> _Exercise details_:
Locate all lines with the word "React" and copy them out.

◇ ◇ ◇ ◇ ◇ ◇ ◇

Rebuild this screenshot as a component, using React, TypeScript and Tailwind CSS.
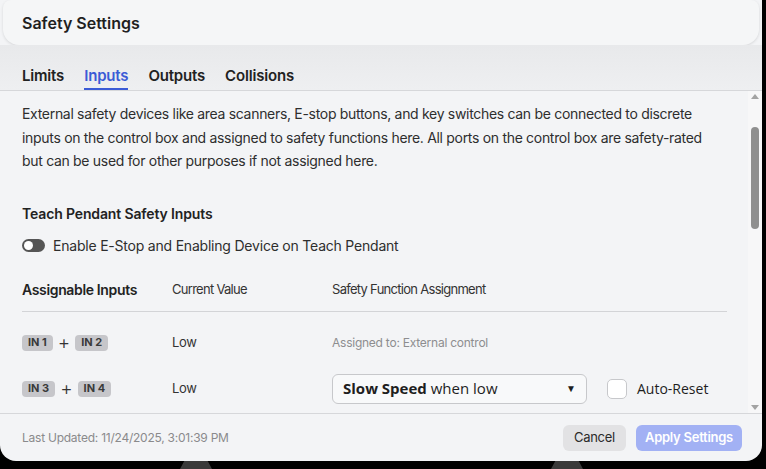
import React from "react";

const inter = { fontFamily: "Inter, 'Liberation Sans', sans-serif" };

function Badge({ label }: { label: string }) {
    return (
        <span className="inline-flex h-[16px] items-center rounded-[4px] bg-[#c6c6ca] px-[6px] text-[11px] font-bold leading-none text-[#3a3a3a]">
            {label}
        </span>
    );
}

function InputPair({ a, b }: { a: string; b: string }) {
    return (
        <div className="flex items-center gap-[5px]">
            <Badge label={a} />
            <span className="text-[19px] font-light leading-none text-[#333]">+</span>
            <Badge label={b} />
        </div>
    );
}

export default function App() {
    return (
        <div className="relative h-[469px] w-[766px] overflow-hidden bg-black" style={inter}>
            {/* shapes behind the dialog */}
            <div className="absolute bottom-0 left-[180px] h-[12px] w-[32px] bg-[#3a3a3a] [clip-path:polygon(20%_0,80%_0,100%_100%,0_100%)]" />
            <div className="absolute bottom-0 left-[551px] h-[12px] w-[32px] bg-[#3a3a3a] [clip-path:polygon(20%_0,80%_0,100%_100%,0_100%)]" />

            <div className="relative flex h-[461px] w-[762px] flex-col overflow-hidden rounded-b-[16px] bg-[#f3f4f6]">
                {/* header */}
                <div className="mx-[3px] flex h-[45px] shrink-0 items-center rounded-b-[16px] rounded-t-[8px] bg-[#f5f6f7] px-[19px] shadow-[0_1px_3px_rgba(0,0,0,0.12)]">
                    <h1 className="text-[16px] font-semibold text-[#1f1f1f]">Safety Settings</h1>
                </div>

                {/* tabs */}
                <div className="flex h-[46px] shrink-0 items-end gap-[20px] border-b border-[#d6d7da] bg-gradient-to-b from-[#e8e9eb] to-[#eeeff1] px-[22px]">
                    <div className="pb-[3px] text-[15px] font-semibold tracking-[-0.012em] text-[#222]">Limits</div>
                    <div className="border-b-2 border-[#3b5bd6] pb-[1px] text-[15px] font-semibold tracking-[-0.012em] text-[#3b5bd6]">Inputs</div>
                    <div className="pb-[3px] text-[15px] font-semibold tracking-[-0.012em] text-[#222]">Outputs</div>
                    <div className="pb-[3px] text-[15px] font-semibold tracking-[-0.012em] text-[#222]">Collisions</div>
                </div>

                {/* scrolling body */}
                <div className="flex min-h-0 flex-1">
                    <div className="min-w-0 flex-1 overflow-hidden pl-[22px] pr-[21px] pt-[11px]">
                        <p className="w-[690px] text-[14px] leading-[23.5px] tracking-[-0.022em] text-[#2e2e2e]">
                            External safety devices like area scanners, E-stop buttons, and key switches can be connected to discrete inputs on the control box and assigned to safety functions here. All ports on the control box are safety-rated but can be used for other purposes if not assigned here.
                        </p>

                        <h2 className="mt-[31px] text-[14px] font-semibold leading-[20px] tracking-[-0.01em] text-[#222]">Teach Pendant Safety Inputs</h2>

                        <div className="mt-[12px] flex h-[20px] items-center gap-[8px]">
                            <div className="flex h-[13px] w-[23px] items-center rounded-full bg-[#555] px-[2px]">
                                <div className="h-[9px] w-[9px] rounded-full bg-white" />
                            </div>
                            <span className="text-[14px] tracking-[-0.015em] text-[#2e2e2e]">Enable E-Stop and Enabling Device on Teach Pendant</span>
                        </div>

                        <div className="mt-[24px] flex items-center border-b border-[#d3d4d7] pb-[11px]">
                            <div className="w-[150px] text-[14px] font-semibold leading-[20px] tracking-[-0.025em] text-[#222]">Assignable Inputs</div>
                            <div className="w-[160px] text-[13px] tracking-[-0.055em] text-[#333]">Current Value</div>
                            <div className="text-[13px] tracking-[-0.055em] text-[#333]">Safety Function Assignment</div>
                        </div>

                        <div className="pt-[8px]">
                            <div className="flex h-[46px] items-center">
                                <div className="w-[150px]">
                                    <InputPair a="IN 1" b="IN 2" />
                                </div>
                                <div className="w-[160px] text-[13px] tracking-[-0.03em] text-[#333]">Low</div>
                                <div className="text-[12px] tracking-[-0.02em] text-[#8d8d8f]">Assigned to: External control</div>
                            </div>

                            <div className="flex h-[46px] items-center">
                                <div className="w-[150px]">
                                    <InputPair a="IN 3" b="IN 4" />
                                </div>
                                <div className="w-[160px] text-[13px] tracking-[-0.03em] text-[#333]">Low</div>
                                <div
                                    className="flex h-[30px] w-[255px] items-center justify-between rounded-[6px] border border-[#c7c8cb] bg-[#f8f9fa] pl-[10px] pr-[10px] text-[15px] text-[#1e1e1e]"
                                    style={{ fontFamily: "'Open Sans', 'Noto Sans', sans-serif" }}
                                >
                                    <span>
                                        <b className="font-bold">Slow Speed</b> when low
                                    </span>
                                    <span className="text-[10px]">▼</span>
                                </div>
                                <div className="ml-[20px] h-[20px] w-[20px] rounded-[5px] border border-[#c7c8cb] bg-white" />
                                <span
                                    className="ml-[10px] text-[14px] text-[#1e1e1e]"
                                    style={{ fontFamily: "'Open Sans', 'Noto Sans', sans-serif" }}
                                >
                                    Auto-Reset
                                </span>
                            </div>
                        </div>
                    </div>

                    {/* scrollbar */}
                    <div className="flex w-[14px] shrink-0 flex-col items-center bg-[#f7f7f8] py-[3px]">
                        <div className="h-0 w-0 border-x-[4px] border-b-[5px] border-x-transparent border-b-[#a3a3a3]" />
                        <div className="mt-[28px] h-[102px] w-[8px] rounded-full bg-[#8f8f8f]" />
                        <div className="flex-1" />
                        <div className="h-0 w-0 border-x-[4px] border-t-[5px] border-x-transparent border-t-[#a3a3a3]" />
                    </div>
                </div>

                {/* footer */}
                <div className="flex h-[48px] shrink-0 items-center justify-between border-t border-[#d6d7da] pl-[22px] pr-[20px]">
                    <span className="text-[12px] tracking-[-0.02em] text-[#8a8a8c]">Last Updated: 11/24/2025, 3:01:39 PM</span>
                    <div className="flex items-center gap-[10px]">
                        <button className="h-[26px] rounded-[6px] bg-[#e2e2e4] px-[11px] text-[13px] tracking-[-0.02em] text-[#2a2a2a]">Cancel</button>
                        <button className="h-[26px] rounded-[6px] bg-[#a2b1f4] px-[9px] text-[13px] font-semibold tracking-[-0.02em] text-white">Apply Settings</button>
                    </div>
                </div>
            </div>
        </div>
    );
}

◇ ◇ ◇ ◇ ◇ ◇ ◇

> _Answer for this exercise_:
Rebuild this screenshot as a component, using React, TypeScript and Tailwind CSS.
import React from "react";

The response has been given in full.